Power plant control room
Here's the scene inside the control room of the Kendall Station power plant. The electricity generated by the plant is sold into the wholesale market where the grid operator--New England ISO--manages the flow of power across the region. Operators need to ensure that they are staying up with requested demand--the maximum output of the plant is 256 megawatts. They monitor equipment, such as temperatures of generators, and other data such as the plant's emissions.
Piping
The view from inside the bowels of the Kendall Station, which generates both electricity and steam, making it more than 80 percent efficient. The plant opened in 1949 using coal as a fuel but was eventually switched to natural gas for electricity. Combined heat and power systems can be done at a smaller scale, supplying a university campus or industrial facility.
Gas turbines
These natural gas turbines (there are three altogether) are the workhorses of the power plant, burning natural gas to generate electricity. Where the Kendall Station is able to boost its efficiency significantly is by capturing the hot gases from the combustion to make steam. That steam is pumped through a district heating system for space heating in buildings. Right now, most of the heat is condensed back into water using water from the adjacent Charles River. The plant operator now plans to build another pipeline to use all the steam it creates.
Water discharge channel
Here's a view of the building that houses the heat recovery steam generator that creates steam from the gas turbines' waste heat. But since not all that heat can be used now, the plant pulls in millions of gallons of water per day from the Charles River to condense the steam. Then it discharges that hotter water into the river.

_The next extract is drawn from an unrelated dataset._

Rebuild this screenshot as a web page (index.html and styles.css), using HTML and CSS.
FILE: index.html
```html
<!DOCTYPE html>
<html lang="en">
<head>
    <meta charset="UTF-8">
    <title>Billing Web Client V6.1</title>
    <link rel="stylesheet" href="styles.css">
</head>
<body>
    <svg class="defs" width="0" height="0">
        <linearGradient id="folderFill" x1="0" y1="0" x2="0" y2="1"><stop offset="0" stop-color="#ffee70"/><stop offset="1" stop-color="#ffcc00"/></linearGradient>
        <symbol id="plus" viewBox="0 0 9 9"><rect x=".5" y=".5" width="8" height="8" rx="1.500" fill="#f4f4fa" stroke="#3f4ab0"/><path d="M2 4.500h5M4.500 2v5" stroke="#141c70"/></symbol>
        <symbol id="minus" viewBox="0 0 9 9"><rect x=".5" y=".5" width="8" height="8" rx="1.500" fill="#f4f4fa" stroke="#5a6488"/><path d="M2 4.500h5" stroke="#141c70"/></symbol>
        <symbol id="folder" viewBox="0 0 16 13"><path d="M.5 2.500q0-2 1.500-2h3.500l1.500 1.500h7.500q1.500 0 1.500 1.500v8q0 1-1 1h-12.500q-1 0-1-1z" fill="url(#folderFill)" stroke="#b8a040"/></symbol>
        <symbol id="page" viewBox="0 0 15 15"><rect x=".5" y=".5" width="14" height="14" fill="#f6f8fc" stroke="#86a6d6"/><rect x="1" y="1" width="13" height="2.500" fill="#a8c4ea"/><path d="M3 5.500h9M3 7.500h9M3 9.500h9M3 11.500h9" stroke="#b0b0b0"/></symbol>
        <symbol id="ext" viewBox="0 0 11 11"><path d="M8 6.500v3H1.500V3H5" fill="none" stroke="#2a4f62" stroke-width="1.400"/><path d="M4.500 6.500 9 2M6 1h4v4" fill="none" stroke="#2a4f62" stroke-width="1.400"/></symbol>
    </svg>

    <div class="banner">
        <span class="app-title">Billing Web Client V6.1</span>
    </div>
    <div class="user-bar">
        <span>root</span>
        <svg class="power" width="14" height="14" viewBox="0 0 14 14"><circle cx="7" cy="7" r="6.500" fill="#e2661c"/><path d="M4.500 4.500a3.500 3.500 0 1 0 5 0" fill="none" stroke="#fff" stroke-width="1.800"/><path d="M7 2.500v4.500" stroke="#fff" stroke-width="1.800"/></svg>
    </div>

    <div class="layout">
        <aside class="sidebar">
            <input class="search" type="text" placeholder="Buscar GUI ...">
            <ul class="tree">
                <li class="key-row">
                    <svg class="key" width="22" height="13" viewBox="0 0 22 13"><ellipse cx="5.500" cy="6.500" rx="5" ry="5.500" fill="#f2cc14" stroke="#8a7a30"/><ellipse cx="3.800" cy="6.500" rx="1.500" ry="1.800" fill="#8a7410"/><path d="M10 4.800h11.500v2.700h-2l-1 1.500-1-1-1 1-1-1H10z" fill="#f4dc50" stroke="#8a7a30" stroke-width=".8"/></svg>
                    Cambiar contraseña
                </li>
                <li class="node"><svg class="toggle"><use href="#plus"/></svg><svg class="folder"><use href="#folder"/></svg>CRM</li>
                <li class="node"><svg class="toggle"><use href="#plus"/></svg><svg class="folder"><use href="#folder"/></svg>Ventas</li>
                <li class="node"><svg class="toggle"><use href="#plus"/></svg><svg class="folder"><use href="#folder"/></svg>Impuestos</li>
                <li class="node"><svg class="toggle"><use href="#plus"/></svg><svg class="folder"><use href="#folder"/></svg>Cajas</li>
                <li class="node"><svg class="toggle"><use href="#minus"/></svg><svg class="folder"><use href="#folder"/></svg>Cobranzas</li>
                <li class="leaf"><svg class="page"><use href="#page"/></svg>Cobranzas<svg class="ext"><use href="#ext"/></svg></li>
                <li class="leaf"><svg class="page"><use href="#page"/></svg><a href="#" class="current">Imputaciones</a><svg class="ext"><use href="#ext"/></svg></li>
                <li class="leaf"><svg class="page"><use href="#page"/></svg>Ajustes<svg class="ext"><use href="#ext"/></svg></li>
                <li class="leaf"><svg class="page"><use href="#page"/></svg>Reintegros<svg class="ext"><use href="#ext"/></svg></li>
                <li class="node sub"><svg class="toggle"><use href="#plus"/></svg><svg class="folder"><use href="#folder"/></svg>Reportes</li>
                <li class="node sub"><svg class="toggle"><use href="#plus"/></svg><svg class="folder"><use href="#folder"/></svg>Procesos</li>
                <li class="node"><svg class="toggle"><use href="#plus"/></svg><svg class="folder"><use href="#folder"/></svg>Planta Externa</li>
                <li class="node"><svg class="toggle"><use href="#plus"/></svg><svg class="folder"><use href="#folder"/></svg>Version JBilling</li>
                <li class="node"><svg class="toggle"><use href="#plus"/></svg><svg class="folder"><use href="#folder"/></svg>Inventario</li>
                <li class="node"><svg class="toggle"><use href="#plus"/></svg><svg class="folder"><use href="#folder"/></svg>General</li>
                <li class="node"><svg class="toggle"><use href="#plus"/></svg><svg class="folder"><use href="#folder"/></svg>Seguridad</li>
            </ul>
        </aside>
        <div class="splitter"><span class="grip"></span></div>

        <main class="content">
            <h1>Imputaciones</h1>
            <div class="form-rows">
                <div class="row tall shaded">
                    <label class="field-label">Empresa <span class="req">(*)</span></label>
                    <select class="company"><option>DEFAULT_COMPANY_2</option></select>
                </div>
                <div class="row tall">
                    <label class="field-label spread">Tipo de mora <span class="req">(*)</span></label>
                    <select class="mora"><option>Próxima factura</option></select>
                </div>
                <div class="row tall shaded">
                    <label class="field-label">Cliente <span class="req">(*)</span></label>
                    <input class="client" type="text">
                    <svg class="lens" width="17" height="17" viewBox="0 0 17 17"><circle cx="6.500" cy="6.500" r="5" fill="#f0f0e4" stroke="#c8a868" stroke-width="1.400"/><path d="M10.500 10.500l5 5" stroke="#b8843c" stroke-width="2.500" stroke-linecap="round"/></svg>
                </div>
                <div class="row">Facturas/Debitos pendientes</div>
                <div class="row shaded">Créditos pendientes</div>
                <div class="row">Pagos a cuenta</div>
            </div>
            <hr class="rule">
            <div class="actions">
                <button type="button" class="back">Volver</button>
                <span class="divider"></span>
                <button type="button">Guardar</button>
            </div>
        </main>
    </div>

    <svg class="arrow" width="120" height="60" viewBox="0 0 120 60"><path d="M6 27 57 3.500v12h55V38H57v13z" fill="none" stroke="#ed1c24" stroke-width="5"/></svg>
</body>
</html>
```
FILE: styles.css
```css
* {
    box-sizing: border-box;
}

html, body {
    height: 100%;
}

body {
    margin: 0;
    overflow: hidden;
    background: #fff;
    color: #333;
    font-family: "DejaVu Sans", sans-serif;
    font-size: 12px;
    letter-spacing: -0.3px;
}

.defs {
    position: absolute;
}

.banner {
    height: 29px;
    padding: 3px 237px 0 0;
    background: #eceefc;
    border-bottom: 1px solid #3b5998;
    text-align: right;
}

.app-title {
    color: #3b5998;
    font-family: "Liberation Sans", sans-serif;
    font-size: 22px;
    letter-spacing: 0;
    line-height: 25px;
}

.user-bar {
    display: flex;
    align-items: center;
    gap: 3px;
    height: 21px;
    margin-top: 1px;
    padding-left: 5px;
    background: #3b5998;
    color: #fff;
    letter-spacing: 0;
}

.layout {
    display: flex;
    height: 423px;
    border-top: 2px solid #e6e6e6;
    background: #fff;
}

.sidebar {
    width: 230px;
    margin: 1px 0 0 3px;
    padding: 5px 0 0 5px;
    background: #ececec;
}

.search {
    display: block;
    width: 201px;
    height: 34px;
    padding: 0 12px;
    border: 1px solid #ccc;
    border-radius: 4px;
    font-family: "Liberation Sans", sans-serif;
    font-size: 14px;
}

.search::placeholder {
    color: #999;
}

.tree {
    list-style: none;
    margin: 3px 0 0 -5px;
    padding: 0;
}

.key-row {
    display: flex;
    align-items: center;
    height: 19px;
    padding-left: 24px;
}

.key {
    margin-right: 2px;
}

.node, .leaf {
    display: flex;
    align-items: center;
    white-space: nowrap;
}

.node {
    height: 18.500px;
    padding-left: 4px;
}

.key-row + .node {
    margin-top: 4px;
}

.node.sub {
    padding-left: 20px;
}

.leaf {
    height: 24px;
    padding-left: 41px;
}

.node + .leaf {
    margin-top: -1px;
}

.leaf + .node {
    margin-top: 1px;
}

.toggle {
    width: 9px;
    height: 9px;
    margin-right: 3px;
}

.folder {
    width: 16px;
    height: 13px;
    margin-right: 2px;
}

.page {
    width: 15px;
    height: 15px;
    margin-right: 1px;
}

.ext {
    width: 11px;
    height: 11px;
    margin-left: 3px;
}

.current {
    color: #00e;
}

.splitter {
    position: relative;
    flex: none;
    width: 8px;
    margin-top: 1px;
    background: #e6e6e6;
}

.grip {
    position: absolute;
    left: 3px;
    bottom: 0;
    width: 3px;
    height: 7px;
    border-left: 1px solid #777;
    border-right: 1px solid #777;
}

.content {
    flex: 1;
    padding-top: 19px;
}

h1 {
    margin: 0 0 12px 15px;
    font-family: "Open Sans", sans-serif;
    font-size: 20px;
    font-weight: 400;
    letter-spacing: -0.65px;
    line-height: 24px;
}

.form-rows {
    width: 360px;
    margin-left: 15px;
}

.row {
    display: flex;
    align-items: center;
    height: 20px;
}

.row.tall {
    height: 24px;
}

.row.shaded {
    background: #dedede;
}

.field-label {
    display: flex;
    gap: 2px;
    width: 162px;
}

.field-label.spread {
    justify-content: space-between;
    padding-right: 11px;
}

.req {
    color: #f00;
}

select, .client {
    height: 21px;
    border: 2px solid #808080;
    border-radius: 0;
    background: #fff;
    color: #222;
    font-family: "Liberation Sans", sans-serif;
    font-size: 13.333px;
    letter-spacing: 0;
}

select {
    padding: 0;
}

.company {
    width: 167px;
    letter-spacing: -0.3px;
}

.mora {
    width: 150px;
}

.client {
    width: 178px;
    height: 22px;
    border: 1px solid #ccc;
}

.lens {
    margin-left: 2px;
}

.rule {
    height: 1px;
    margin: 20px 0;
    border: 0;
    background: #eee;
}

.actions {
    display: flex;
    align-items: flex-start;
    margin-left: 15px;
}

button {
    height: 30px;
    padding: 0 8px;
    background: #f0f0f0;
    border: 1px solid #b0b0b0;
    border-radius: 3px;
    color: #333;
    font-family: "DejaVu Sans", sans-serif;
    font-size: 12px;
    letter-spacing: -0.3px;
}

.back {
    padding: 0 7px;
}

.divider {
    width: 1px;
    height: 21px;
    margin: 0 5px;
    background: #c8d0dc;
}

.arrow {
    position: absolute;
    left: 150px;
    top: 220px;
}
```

The plant monitors water temperatures and how many dead fish there are per day, but the number has not gone over the limit of a few a day.
Granholm
The tour of the Kendall Station was organized Veolia Energy and plant operator GenOn for former Michigan governor Jennifer Granholm, who came to Massachusetts to investigate policies for promoting clean energy. Here she is speaking with Jim Hunt, the chief of Environmental and Energy Services, at the City of Boston Office of Environmental and Energy Services. Behind them is your intrepid reporter taking notes.
Water tower
The combined heat and power plant requires high-purity water to operate, which is stored in this tank and purified in the adjacent building. One of the buildings that receives steam from the facility is right behind this water tower--the Genzyme headquarters, which a LEED-certified platinum building.